You can get about 1.5 terminal TWR out of a single ion engine while still doing some useful science. It's not fun or easy to land with that, but it's possible.

Sample probe:

1x Dawn engine, 1x HECS probe core, 1x radial xenon tank, balanced on the other side by 1x DTS-M1 antenna, 2x OX-4L panels, 2x Z200 batteries, 1x thermometer, 1x barometer, 1x seismometer, 1x gravioli detector.

Wet mass 529 kg, dry mass 489 kg, wet TWR = 1.400, dry TWR = 1,515, wet dv = 3238 m/s.

You could shave off a battery but I packed two for the sake of the antenna which is pretty hungry when transmitting. Solar panel output should be above 21 EC/s before heat losses, so the engine is going to be fine even with a slightly unfavorable sun angle.

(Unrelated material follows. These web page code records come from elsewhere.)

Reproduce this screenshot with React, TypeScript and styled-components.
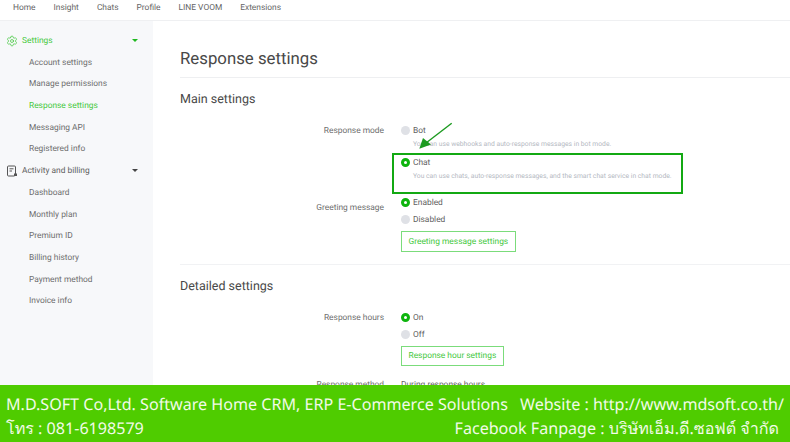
import React from "react";
import styled, { createGlobalStyle } from "styled-components";
import { Settings } from "lucide-react";

const navItems = ["Home", "Insight", "Chats", "Profile", "LINE VOOM", "Extensions"];
const settingsItems = ["Account settings", "Manage permissions", "Response settings", "Messaging API", "Registered info"];
const billingItems = ["Dashboard", "Monthly plan", "Premium ID", "Billing history", "Payment method", "Invoice info"];

const BillingIcon = () => (
  <svg width="12" height="12" viewBox="0 0 12 12" fill="none" stroke="#555" strokeWidth="1">
    <path d="M9.5 9V2a1 1 0 0 0-1-1h-6a1 1 0 0 0-1 1v8a1 1 0 0 0 1 1h6" />
    <path d="M3.5 3.8h4M3.5 6h2.5" />
    <rect x="8" y="8.5" width="3" height="2.5" fill="#555" stroke="none" />
  </svg>
);

const App = () => {
  return (
    <Page>
      <GlobalStyle />
      <Nav>
        {navItems.map((item) => (
          <NavItem key={item}>{item}</NavItem>
        ))}
      </Nav>
      <Body>
        <Sidebar>
          <Group $active>
            <Settings size={12} strokeWidth={1.5} />
            <span>Settings</span>
            <Caret $active />
          </Group>
          {settingsItems.map((item) => (
            <SideLink key={item} $active={item === "Response settings"}>
              {item}
            </SideLink>
          ))}
          <Group>
            <BillingIcon />
            <span>Activity and billing</span>
            <Caret />
          </Group>
          {billingItems.map((item) => (
            <SideLink key={item}>{item}</SideLink>
          ))}
        </Sidebar>
        <Main>
          <Title>Response settings</Title>
          <Section>
            <Heading>Main settings</Heading>
            <Form>
              <Label>Response mode</Label>
              <Options>
                <Radio>
                  <Dot />
                  Bot
                </Radio>
                <Hint>You can use webhooks and auto-response messages in bot mode.</Hint>
                <Radio $gapTop={9}>
                  <Dot $on />
                  Chat
                </Radio>
                <Hint>You can use chats, auto-response messages, and the smart chat service in chat mode.</Hint>
                <Highlight />
                <Arrow width="40" height="32" viewBox="0 0 40 32">
                  <path d="M35.7 2.2 L10 22" stroke="#1c9a20" strokeWidth="1.4" fill="none" />
                  <path d="M3.3 27.8 L7 17 L15 23.5 Z" fill="#1c9a20" />
                </Arrow>
              </Options>
              <Label $top={22}>Greeting message</Label>
              <Options $top={17}>
                <Radio>
                  <Dot $on />
                  Enabled
                </Radio>
                <Radio $gapTop={6}>
                  <Dot />
                  Disabled
                </Radio>
                <OutlineButton>Greeting message settings</OutlineButton>
              </Options>
            </Form>
          </Section>
          <Section $line>
            <Heading>Detailed settings</Heading>
            <Form>
              <Label>Response hours</Label>
              <Options>
                <Radio>
                  <Dot $on />
                  On
                </Radio>
                <Radio $gapTop={6}>
                  <Dot />
                  Off
                </Radio>
                <OutlineButton>Response hour settings</OutlineButton>
              </Options>
              <Label $top={12.5}>Response method</Label>
              <Options $top={12.5}>
                <Plain>During response hours</Plain>
              </Options>
            </Form>
          </Section>
        </Main>
      </Body>
      <Banner>
        <BannerRow>
          <span>M.D.SOFT Co,Ltd. Software Home CRM, ERP E-Commerce Solutions</span>
          <span>Website : http://www.mdsoft.co.th/</span>
        </BannerRow>
        <BannerRow>
          <span>โทร : 081-6198579</span>
          <BannerRight>Facebook Fanpage : บริษัทเอ็ม.ดี.ซอฟต์ จำกัด</BannerRight>
        </BannerRow>
      </Banner>
    </Page>
  );
};

export default App;

const GlobalStyle = createGlobalStyle`
  html, body {
    margin: 0;
    padding: 0;
    background: #fff;
  }
  * {
    box-sizing: border-box;
  }
`;

const Page = styled.div`
  width: 790px;
  height: 442px;
  display: flex;
  flex-direction: column;
  overflow: hidden;
  font-family: Roboto, "Liberation Sans", sans-serif;
  text-rendering: geometricPrecision;
  color: #555;
`;

const Nav = styled.div`
  height: 21px;
  flex-shrink: 0;
  display: flex;
  gap: 18px;
  padding: 3px 13px 0;
  align-items: flex-start;
  border-bottom: 1px solid #eff0f2;
`;

const NavItem = styled.div`
  font-size: 8.4px;
  line-height: 11px;
  color: #666;
`;

const Body = styled.div`
  flex: 1;
  display: flex;
  min-height: 0;
  overflow: hidden;
`;

const Sidebar = styled.div`
  width: 153px;
  flex-shrink: 0;
  background: #f7f8fa;
  padding-top: 9px;
`;

const Group = styled.div<{ $active?: boolean }>`
  height: 21.7px;
  display: flex;
  align-items: center;
  gap: 4px;
  padding: 0 15px 0 6px;
  font-size: 8.4px;
  color: ${(p) => (p.$active ? "#45c840" : "#5f5f5f")};
  svg {
    flex-shrink: 0;
    width: 12px;
    height: 12px;
  }
`;

const Caret = styled.i<{ $active?: boolean }>`
  margin-left: auto;
  width: 0;
  height: 0;
  border-left: 3px solid transparent;
  border-right: 3px solid transparent;
  border-top: 3px solid ${(p) => (p.$active ? "#1fb81f" : "#444")};
`;

const SideLink = styled.div<{ $active?: boolean }>`
  height: 21.7px;
  line-height: 23.7px;
  padding-left: 29px;
  font-size: 8.4px;
  color: ${(p) => (p.$active ? "#45c840" : "#6e6e6e")};
`;

const Main = styled.div`
  flex: 1;
  padding: 27px 0 0 27px;
  position: relative;
`;

const Title = styled.div`
  font-size: 16.8px;
  line-height: 22px;
  color: #484848;
  padding-bottom: 7px;
  border-bottom: 1px solid #eeeff1;
`;

const Section = styled.div<{ $line?: boolean }>`
  padding-top: ${(p) => (p.$line ? "12.5px" : "13px")};
  border-top: ${(p) => (p.$line ? "1px solid #f1f2f4" : "none")};
  margin-top: ${(p) => (p.$line ? "12.5px" : "0")};
`;

const Heading = styled.div`
  font-size: 12.5px;
  line-height: 17px;
  color: #484848;
  margin-bottom: 17px;
`;

const Form = styled.div`
  display: grid;
  grid-template-columns: 204px 1fr;
  column-gap: 17px;
  align-items: start;
`;

const Label = styled.div<{ $top?: number }>`
  text-align: right;
  font-size: 8.4px;
  line-height: 13px;
  height: 11px;
  color: #6e6e6e;
  margin-top: ${(p) => p.$top || 0}px;
`;

const Options = styled.div<{ $top?: number }>`
  position: relative;
  display: flex;
  flex-direction: column;
  align-items: flex-start;
  margin-top: ${(p) => p.$top || 0}px;
`;

const Radio = styled.div<{ $gapTop?: number }>`
  display: flex;
  align-items: flex-start;
  gap: 3px;
  font-size: 8.4px;
  line-height: 13px;
  height: 11px;
  color: #5f5f5f;
  margin-top: ${(p) => p.$gapTop || 0}px;
`;

const Dot = styled.i<{ $on?: boolean }>`
  width: 9px;
  height: 9px;
  margin-top: 1px;
  border-radius: 50%;
  background: ${(p) => (p.$on ? "#fff" : "#dfe1e6")};
  border: ${(p) => (p.$on ? "3px solid #0db40d" : "none")};
`;

const Hint = styled.div`
  font-size: 6.75px;
  line-height: 11px;
  height: 9px;
  margin-top: 3px;
  padding-left: 12px;
  color: #b4b8bf;
  white-space: nowrap;
`;

const Highlight = styled.div`
  position: absolute;
  left: -9px;
  top: 28px;
  width: 291px;
  height: 41px;
  border: 2px solid #13a913;
  pointer-events: none;
`;

const Arrow = styled.svg`
  position: absolute;
  left: 15px;
  top: -4px;
`;

const OutlineButton = styled.div`
  margin-top: 6px;
  height: 20.5px;
  padding: 1px 6.5px 0;
  display: flex;
  align-items: center;
  font-size: 8.4px;
  color: #45c840;
  border: 1px solid #7bdc7b;
`;

const Plain = styled.div`
  font-size: 8.4px;
  line-height: 13px;
  height: 11px;
  color: #5f5f5f;
`;

const Banner = styled.div`
  height: 57px;
  flex-shrink: 0;
  background: #4fcc00;
  color: #f2fbe8;
  font-family: "Noto Sans", "Open Sans", sans-serif;
  font-size: 16.1px;
  padding: 7px 6px 0;
  position: relative;
`;

const BannerRow = styled.div`
  height: 24px;
  line-height: 24px;
  display: flex;
  justify-content: space-between;
  white-space: nowrap;
`;

const BannerRight = styled.span`
  margin-right: 5px;
`;
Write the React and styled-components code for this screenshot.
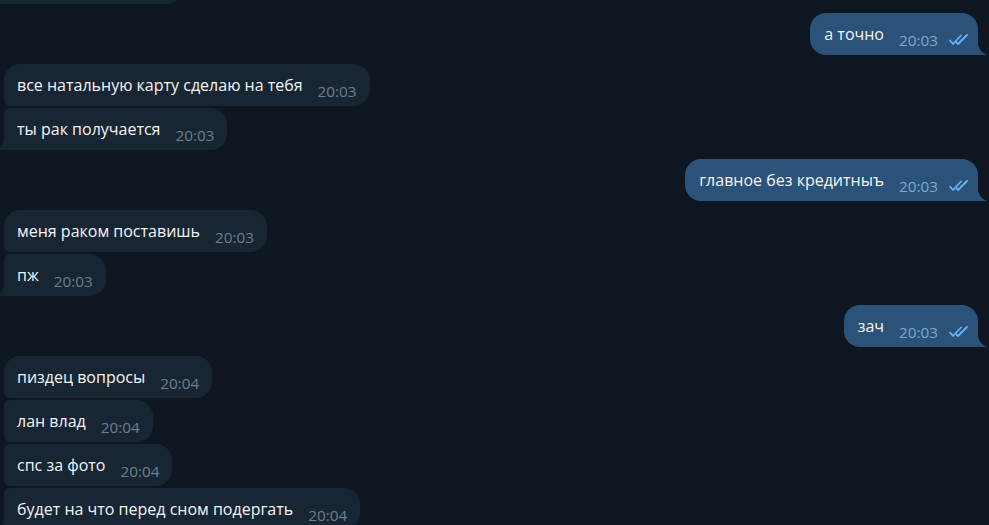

The descent trajectory should still be chosen so that the solar panels remain in sunlight - i.e. ideally a polar orbit around Moho aligned with its solar orbit. This will also prevent you from losing your commnet link. The probe has no landing legs, so it must balance on its engine. The HECS' reaction wheels should help keep it upright as long as it has power. If the probe did not spend too much dV maneuvering prior to descent, and you're worried about falling over and/or losing power while on the ground, you might have enough dV to get back to orbit before starting to transmit your surface science.